The Anatomy of Big Data: The four pillars and other stories
Mo Data stashed this in Big Data
http://sandhill.com/article/the-anatomy-of-big-data/
The real challenge for organizations is that nearly 80 percent of all information is in an unstructured format making it difficult to search, navigate and organize. Knowledge workers spend 25 percent of their time searching for information, structured and unstructured data that don’t work well together and solutions that work well on the Web but not in the enterprise. As inherently analytical scientist types, we like to build our house on a rock of solid primary and secondary research.
In this article we explore the anatomy of Big Data from the perspectives of technology, emerging technologies, its challenges to organizations and individuals, the overall market, its business value and social media.

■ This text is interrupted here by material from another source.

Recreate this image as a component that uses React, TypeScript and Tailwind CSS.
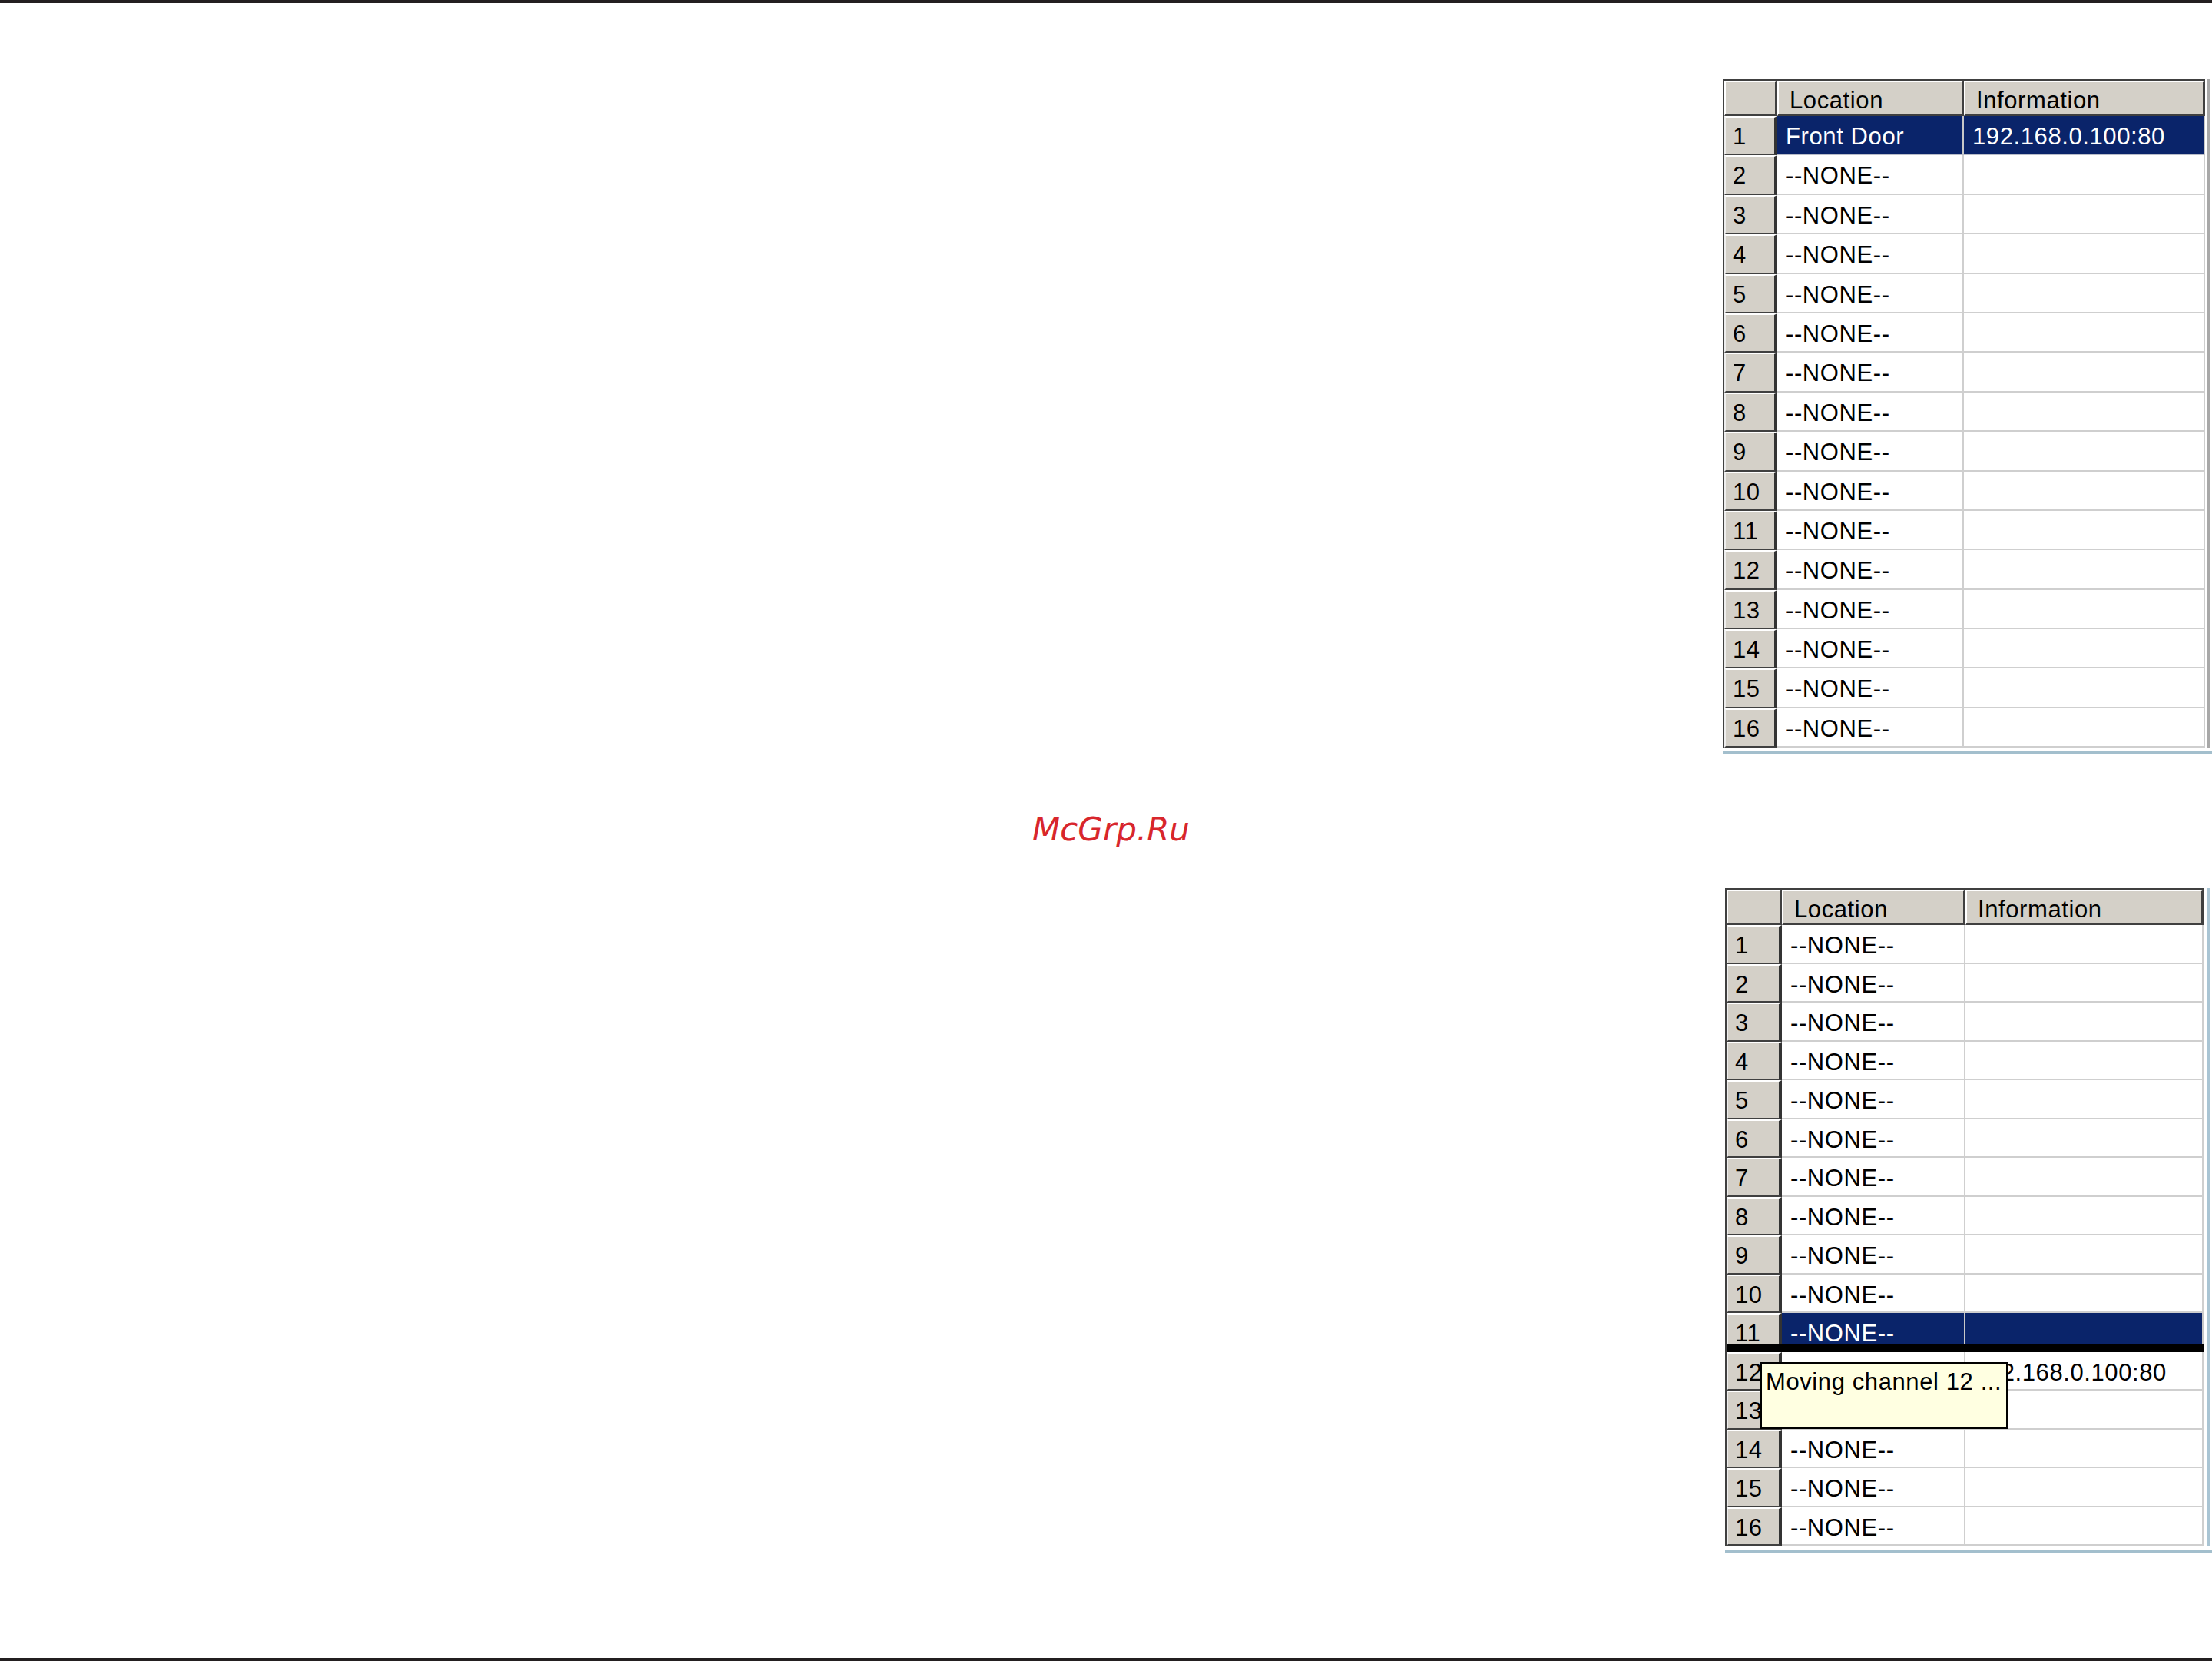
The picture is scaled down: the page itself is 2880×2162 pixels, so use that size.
import React from 'react';

type Row = { loc: string; info: string; selected?: boolean };

// shared text look for the grid (old Windows list control)
const txt = "font-['Liberation_Sans',Arial,sans-serif] text-[31px] leading-[30px] tracking-[0.6px] whitespace-nowrap text-black";
const headCell = "bg-[#d4d0c8] border-t-2 border-l-2 border-t-white border-l-white border-b-[3px] border-r-[3px] border-b-[#404040] border-r-[#404040] pt-[9px]";
const numCell = "bg-[#d4d0c8] border-t-2 border-l-2 border-t-white border-l-[#eeeeee] border-b-2 border-b-[#404040] border-r-4 border-r-[#333333] pt-[10px] pl-[9px]";
const dataCell = "bg-white border-b-2 border-r-2 border-[#cfcfcf] pt-[12px] pl-[11px]";
const selCell = "bg-[#0a246a] text-white border-b-2 border-r-2 border-b-[#b8bcc8] border-r-[#c8c8c8] pt-[12px] pl-[11px]";

const none = (n: number): Row[] => Array.from({ length: n }, () => ({ loc: '--NONE--', info: '' }));

const rowsTop: Row[] = [
  { loc: 'Front Door', info: '192.168.0.100:80', selected: true },
  ...none(15),
];

const rowsBottom: Row[] = [
  ...none(10),
  { loc: '--NONE--', info: '', selected: true },
  { loc: 'Front Door', info: '192.168.0.100:80' },
  ...none(4),
];

function ChannelTable({
  rows,
  wrap,
  grid,
  rowH,
  strip,
  children,
}: {
  rows: Row[];
  wrap: string;
  grid: string;
  rowH: string;
  strip: React.ReactNode;
  children?: React.ReactNode;
}) {
  return (
    <div className={`${wrap} flex flex-col shrink-0`}>
      <div className="flex">
        <div className={`relative grid ${grid} border-l-2 border-t-2 border-[#404040] ${txt}`}>
          <div className={`h-[46px] ${headCell}`} />
          <div className={`h-[46px] ${headCell} pl-[14px]`}>Location</div>
          <div className={`h-[46px] ${headCell} pl-[14px]`}>Information</div>
          {rows.map((r, i) => (
            <React.Fragment key={i}>
              <div className={`${rowH} ${numCell}`}>{i + 1}</div>
              <div className={`${rowH} ${r.selected ? selCell : dataCell}`}>{r.loc}</div>
              <div className={`${rowH} ${r.selected ? selCell : dataCell} pl-[8px]`}>{r.info}</div>
            </React.Fragment>
          ))}
          {children}
        </div>
        {strip}
      </div>
      <div className="mt-[5px] h-[4px] bg-[#a3bfcd]" />
    </div>
  );
}

export default function App() {
  return (
    <div className="w-[2880px] h-[2162px] bg-white flex flex-col overflow-hidden">
      <div className="h-[4px] bg-[#231f20] shrink-0" />

      <ChannelTable
        rows={rowsTop}
        wrap="mt-[99px] ml-[2243px]"
        grid="grid-cols-[69px_243px_314px]"
        rowH="h-[51.4px]"
        strip={
          <div className="w-[9px] flex">
            <div className="ml-[3px] w-[3px] bg-[#a8a8a8]" />
          </div>
        }
      />

      <div className="mt-[77px] h-[42px] shrink-0 pl-[13px] text-center font-['DejaVu_Sans',sans-serif] italic text-[42px] leading-[42px] text-[#d8262c]">
        McGrp.Ru
      </div>

      <ChannelTable
        rows={rowsBottom}
        wrap="mt-[55px] ml-[2246px]"
        grid="grid-cols-[72px_239px_310px]"
        rowH="h-[50.5px]"
        strip={
          <div className="w-[11px] flex">
            <div className="ml-[4px] w-[4px] bg-[#a9c4d3]" />
          </div>
        }
      >
        {/* drop marker while dragging */}
        <div className="absolute left-0 top-[592px] w-[621px] h-[10px] bg-black" />
        {/* drag tooltip */}
        <div className="absolute left-[44px] top-[615px] w-[322px] h-[87px] bg-[#ffffe1] border-2 border-black pl-[5px] pt-[9px]">
          Moving channel 12 ...
        </div>
      </ChannelTable>

      <div className="flex-1" />
      <div className="h-[4px] bg-[#231f20] shrink-0" />
    </div>
  );
}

The four pillars of Big Data
1. Big Tables: Structured, Relational, Tabular, Rows and Columns, Traditional
2. Big Text: Unstructured, Natural Language, Full Text, Grammatical, Semantic
3. Big Metadata: Data about Data, Taxonomies, Ontologies, Glossaries, Facets, Concepts, Entities
4. Big Graphs: Object Connections, Subject - Predicate - Object, Triple Store, Semantic Discovery, Degrees of Separation, Linguistic Analysis, Schema Free
The Big Data market
According to Gartner, Big Data initiatives will drive more than $200 billion in IT spending over the next four years along with tremendous change in how Big Data is managed. McKinsey has predicted that businesses will get $3 trillion in business value from Big Data in the next several years.
But what is really going on in the Big Data space is the IT departments’ lemming-like move to inexpensive open source solutions that are facilitating the modernization of data centers and data warehouses. And at the center of this universe is Hadoop.
Net/Net
The good news is Big Data provides many more new types of data for analysis that are seminal in this millennium, which is all about the new data-driven culture of real-time decision making.
As Brynjolfsson and McAfee MIT research shows, data-driven companies are in the top third in their respective industries and are five to six percent more profitable than those that are not data driven (HBR, October 2012).
Multiple new and diverse Big Data sets add additional parameters to some business models that weren’t available before. For many CEOs Big Data is all about potentially disruptive business-critical Big Data.
In summary, data is information and the characteristics of Big Data are all about high-volume velocity and a variety of information assets that facilitate new forms of decision-making that leverage these characteristics for competitive advantage.